10. Handling Complex Business Logic 🧠

Some business rules are too complex to be enforced solely through database constraints. In these cases, the ERD must accommodate application-level logic.

  • State Machines: For entities with complex lifecycle states (e.g., an order moving from pending to shipped), ensure the database schema supports the necessary state transitions without forcing validation into the application layer.
  • Soft Deletes: Instead of physically deleting records, add a is_deleted flag. This preserves historical data for auditing while keeping the active view clean.
  • Temporal Data: If you need to track history (e.g., price changes over time), design a history table linked to the main entity. This prevents the main table from becoming bloated with historical rows.

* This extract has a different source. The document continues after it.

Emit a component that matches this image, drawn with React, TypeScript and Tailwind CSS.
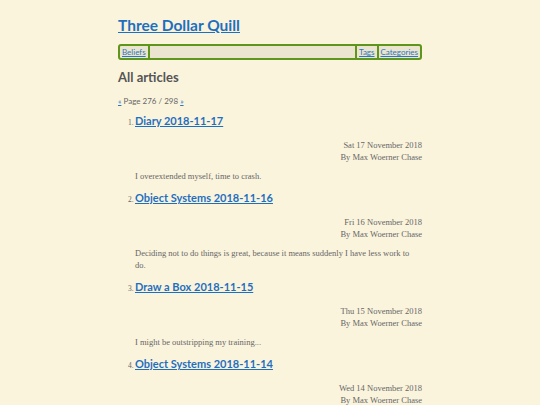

Final Thoughts on Schema Integrity 🏗️

Building a reliable database starts with a thoughtful Entity Relationship Diagram. By avoiding common pitfalls such as ambiguous relationships, normalization errors, and poor naming conventions, you create a foundation that supports long-term growth. The effort invested in a clean design pays dividends in reduced maintenance, faster queries, and fewer data integrity issues. Treat the ERD as a living document that requires regular review and adherence to established standards. This disciplined approach ensures that your data architecture remains robust, scalable, and aligned with business needs.

Remember that there is no one-size-fits-all solution. Each system has unique requirements. Evaluate every design decision against the specific constraints of your project, including expected data volume, read/write ratios, and consistency requirements. When in doubt, prioritize data integrity and clarity over premature optimization. A well-designed schema is the difference between a system that works and one that endures.